VIRTUAL SEX VS. REAL SEX
You seem frustrated by this distinction. I suggest discussing with your partner the things that make you uncomfortable about virtual sex. Is it the awkward camera holding? The pressure to “perform” in a certain way? Sharing these insecurities might actually be an opportunity to forge more real intimacy between the two of you by virtual means.

KIDDING YOURSELF
The “am I kidding myself” question is always a good one, but I think there can actually be ways to use virtual sex to expand your real sex life. A friend of mine who is particularly down with virtual sex explained to me that it can be an opportunity to explore fantasies that you actually don’t want to act out in real life or don’t have time to. “The distance gives you a license to talk more explicitly about your fantasy life,” he tells me. “You can be like, ‘If I were there I’d do this thing you want that we haven’t gotten around to cause it’s little complicated and we’d need a third person or a dungeon or a bouncy castle.” What’s your bouncy castle equivalent? Ask for it…

THE END GAME
My dear friend, whom I mentioned earlier, was right about having a plan. If you’re hot and heavy with somebody and can see a shared future involving cohabitation, mutual TV watching and in-person sex, then you have to make a plan for when and how that’s going to happen.
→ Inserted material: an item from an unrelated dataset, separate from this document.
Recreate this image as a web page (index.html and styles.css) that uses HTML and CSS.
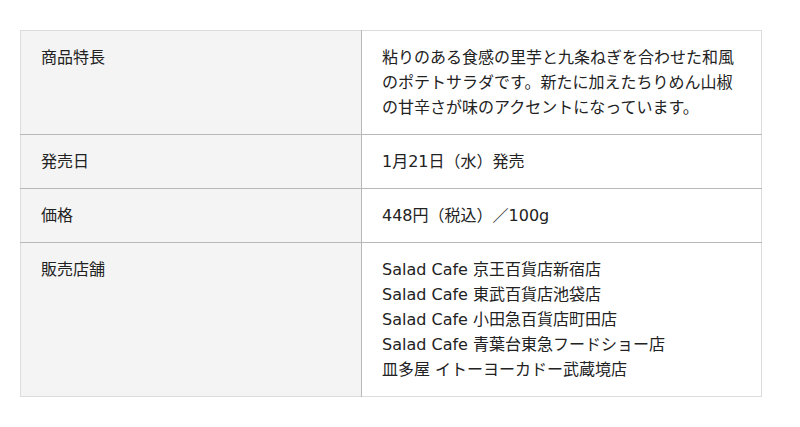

Otherwise all of the memories you have of the relationship will be of distance and dissatisfaction, and they’ll replace the happy ones. Let’s be honest, what is a relationship but a collection of shared memories, anyway? Next time you see your partner in person bring up an exit strategy that will bring you (physically) closer.

Finally: enjoy your present situation. Living in the same place as the person you’re seeing doesn’t mean you’ll like things any better. Furthermore, living together can even be the downfall of “real” sex. So enjoy the juiciness of this virtual intimacy for the time being, just keep your eye on the expiration date.